= Society of Ticket Agents and Retailers =

The Society of Ticket Agents and Retailers (STAR) is the self-regulatory body for ticket agents and retailers involved in the entertainment industry in the United Kingdom. STAR includes ticket agencies, venues, box offices, and members in connected industries such as travel.

==Code of practice==
The code of practice covers all aspects of ticket retailing however it can be summarised in five main tenets:
- Provide clear pricing information for tickets in line with the requirements of the STAR Code.
- Handle bookings politely and courteously, giving the highest standards of professional service.
- Refund at least the face value of the ticket if an event is cancelled and the event organiser enables and authorises refunds.
- Highlight any terms and conditions, including transferability, cancellation and viewing restrictions.
- To provide an Alternative Dispute Resolution service for customers who have bought from STAR members.

==The STAR Administration==

The administration of STAR is operated by a Council, which is elected by STAR members, and led by a Chairperson. Day-to-day operations are managed and carried out by STAR’s Chief Executive and External Relations professionals, who ensure the operation of the Code of Practice, handle all dispute resolution inquiries as well as provide information and advice around best practices for safe ticket buying. STAR is funded by annual contributions from its membership.

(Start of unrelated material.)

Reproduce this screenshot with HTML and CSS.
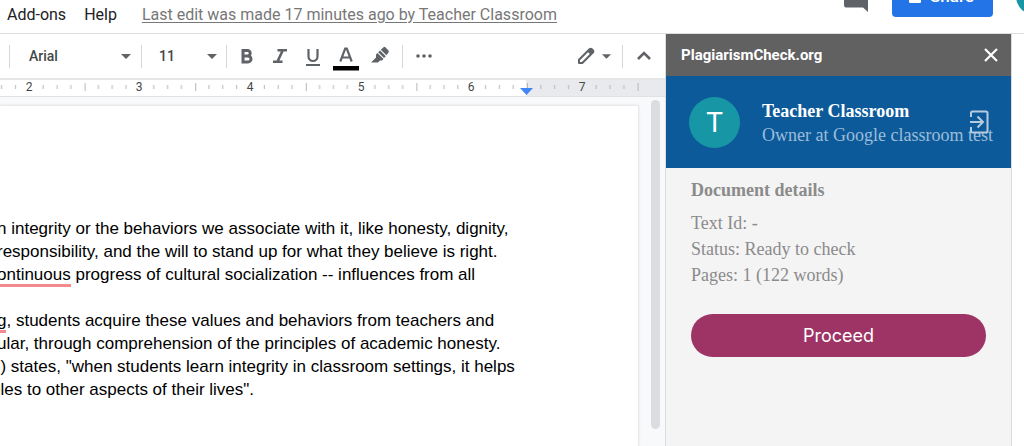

==Breach of the Code of Practice==

If a member breaches the Code of Practice, a sub-committee examines the breach and disciplines the member if necessary and depending on the seriousness of the infringement. The most serious cases could lead to expulsion from the STAR membership.

The sub-committee includes members of the STAR Council, independent professionals and the Chair. Anyone with a business interest in the case at hand is not eligible to vote on anything related to that case.

==Alternative Dispute Resolution==

The Society of Ticket Agents and Retailers (STAR) works to help resolve disputes between its members and ticket buyers and is approved by Government under the Alternative Dispute Resolution for Consumer Disputes (Competent Authorities and Information) Regulations 2015. The competent authority for this approval and that audits STAR’s ADR service is the Chartered Trading Standards Institute. ADR is available for customers who have an unresolved problem following their purchase from a STAR member.

A dispute resolution request can be submitted by either a customer or by a STAR member. Conciliation then takes place through the STAR office in an effort to reach a satisfactory resolution.

==OFT report==
In June 2004 the Office of Fair Trading announced it would be carrying out a fact-finding study into ticket agents for entertainment and sporting events in the UK. The report was published in January 2005 and whilst it concluded that "most consumers were happy with their last ticket purchase" it did recommend that "the Society of Ticket Agents and Retailers produce model terms for its members to use in their consumer contacts". STAR subsequently published model terms in July 2009.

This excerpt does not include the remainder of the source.